Policy

Enzi Plans September Budget Markup as McConnell Urges Speed

Chairman Sen. Mike Enzi, R-Wyo., takes his seat for the Senate Budget Committee to order for the hearing with Treasury Secretary Steven Mnuchin on the President’s budget proposals on Tuesday, June 13, 2017. (Bill Clark/CQ Roll Call)

Senate Budget Chairman Michael B. Enzi told Republicans Thursday he intends to mark up a fiscal 2018 budget resolution in September.

In addition, Senate Majority Leader Mitch McConnell, R-Ky., met with Republicans on the Budget Committee late Thursday morning and charged them with producing a budget resolution after the recess.

But it is clear the committee still has difficult issues to resolve before it gets to that point.

Key among them is the path that the budget resolution will lay out for the tax overhaul that the GOP wants to pass through budget reconciliation.

That includes whether the budget will assume a tax overhaul that adds to the deficit, what level of economic growth the budget will envision and how the budget would be scored.

Budget Committee member Ron Johnson, R-Wis., said the key issue that has to be resolved is “how much are we willing to accept in terms of potential deficits caused by whatever we do in terms of tax reform.”

Senate Republicans are debating whether the budget resolution should measure a tax overhaul against what is called a current policy baseline. That baseline would assume that a host of temporary tax cuts that are set to expire are permanent. If Congress made the tax cuts permanent, it would reduce projected federal revenue over the next 10 years by some $460 billion.

The topic came up at GOP luncheons both Tuesday and Wednesday, GOP senators said.

Cory Gardner, R-Colo., also a Budget Committee member, said the committee has to make sure “that people are on the same page whether they’re looking at models and growth projections and making sure that we can find a policy that unifies Republicans and hopefully attracts bipartisan support.”

But McConnell is pressing senators to move ahead. “The leader wants us on the Budget Committee to get together and work, come up with a plan and we’re going to do that,” John Kennedy, R-La., said.
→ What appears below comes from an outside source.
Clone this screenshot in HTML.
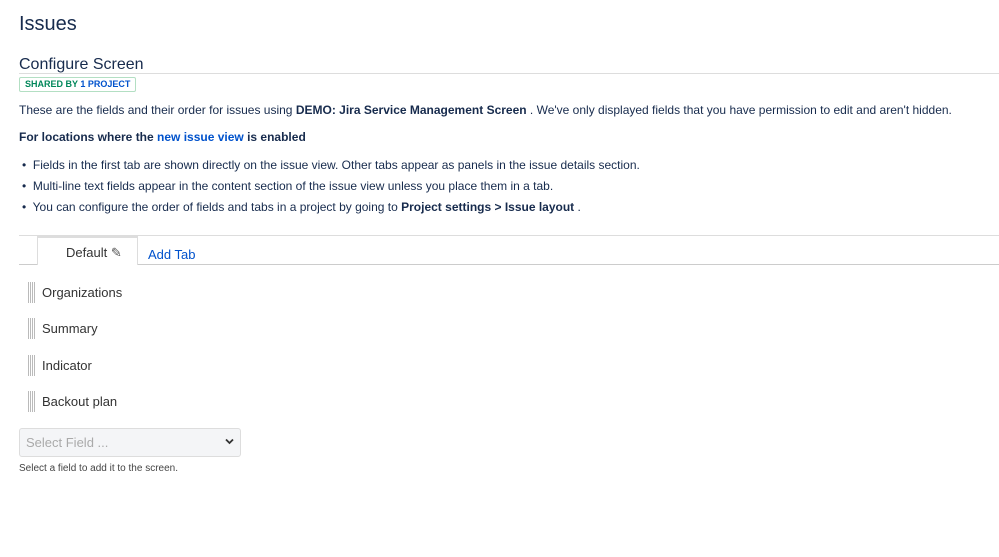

GOP senators said McConnell did not make a pitch for a current policy baseline, instead leaving that issue to the committee.

“There was no real pitching or demanding of anything,” Gardner said. “It was just a conversation about hey, let’s move forward on this and how do we get there.”

Later in the afternoon, Enzi, R-Wyo., told Republicans during a lunch that he intends for the committee to mark up the budget in September.

Though a budget resolution sets enforceable limits on spending and taxes, its main purpose this year is likely to serve as a vehicle for a tax overhaul.

Baselines debated

Advocates of using a current policy baseline say it is more realistic, since the tax cuts are likely to be extended again. Opponents say using a current policy baseline is a bad idea because the loss in revenue from assuming the temporary tax cuts are permanent would add to the deficit.

There is another option. “We’ve always used current law,” said Bob Corker, R-Tenn., a member of the Budget Committee. “Certainly establishing the baseline we will be utilizing is important and that’s something that will be negotiated and discussed as we move forward.”

Under a current law baseline, which is different from a current policy baseline, it is assumed that the temporary tax cuts will expire on schedule, providing additional revenue to the government when they expire. The CBO uses a current law baseline, which results in a projection that revenue will be higher over a 10-year period because the temporary tax cuts will expire.

Several GOP senators said they anticipate the committee will use a current policy baseline, or at least they favor that approach.

“I absolutely believe we will take that approach, yes, and that is the correct approach,” Roger Wicker, R-Miss., said about a current policy baseline. “It mirrors reality,” said Wicker, a former member of the Budget Committee.

Susan Collins, R-Maine, appeared open to using a current policy baseline. “My experience has been that we always end up extending so-called temporary tax provisions, so using the current policy baseline may well be a recognition of reality,” said Collins, who is not on the committee.

Johnson, who sits on the committee, favors a current policy baseline. “I think that makes an awful lot of sense because that’s what’s going to happen,” he said.

Some House GOP leaders support using a current policy baseline. But the budget resolution approved by the House Budget Committee (H Con Res 71) does not assume that the temporary tax cuts would be permanent.

Growth estimates

Johnson said it’s possible the Senate Budget Committee could devise its own estimates of economic growth and dynamic growth in the budget resolution, similar to what the House Budget Committee did, rather than rely on the CBO, as in the past.

“If it were me I’d try and get a number of scores and take a look at a number of different models and then I would do it based on a number of different projections of growth,” he said.

Johnson also said: “We’re having that serious discussion, whether it’s policy baseline, static vs. dynamic.”

The standard scoring practice, sometimes called “static,” estimates the cost of spending or revenue legislation under the assumption that there is no change in economic growth as a result of the legislation. Dynamic scoring, by contrast, uses a macroeconomic analysis to estimate how legislation will affect the economy — for example by spurring economic growth, which also would increase the amount of taxes paid.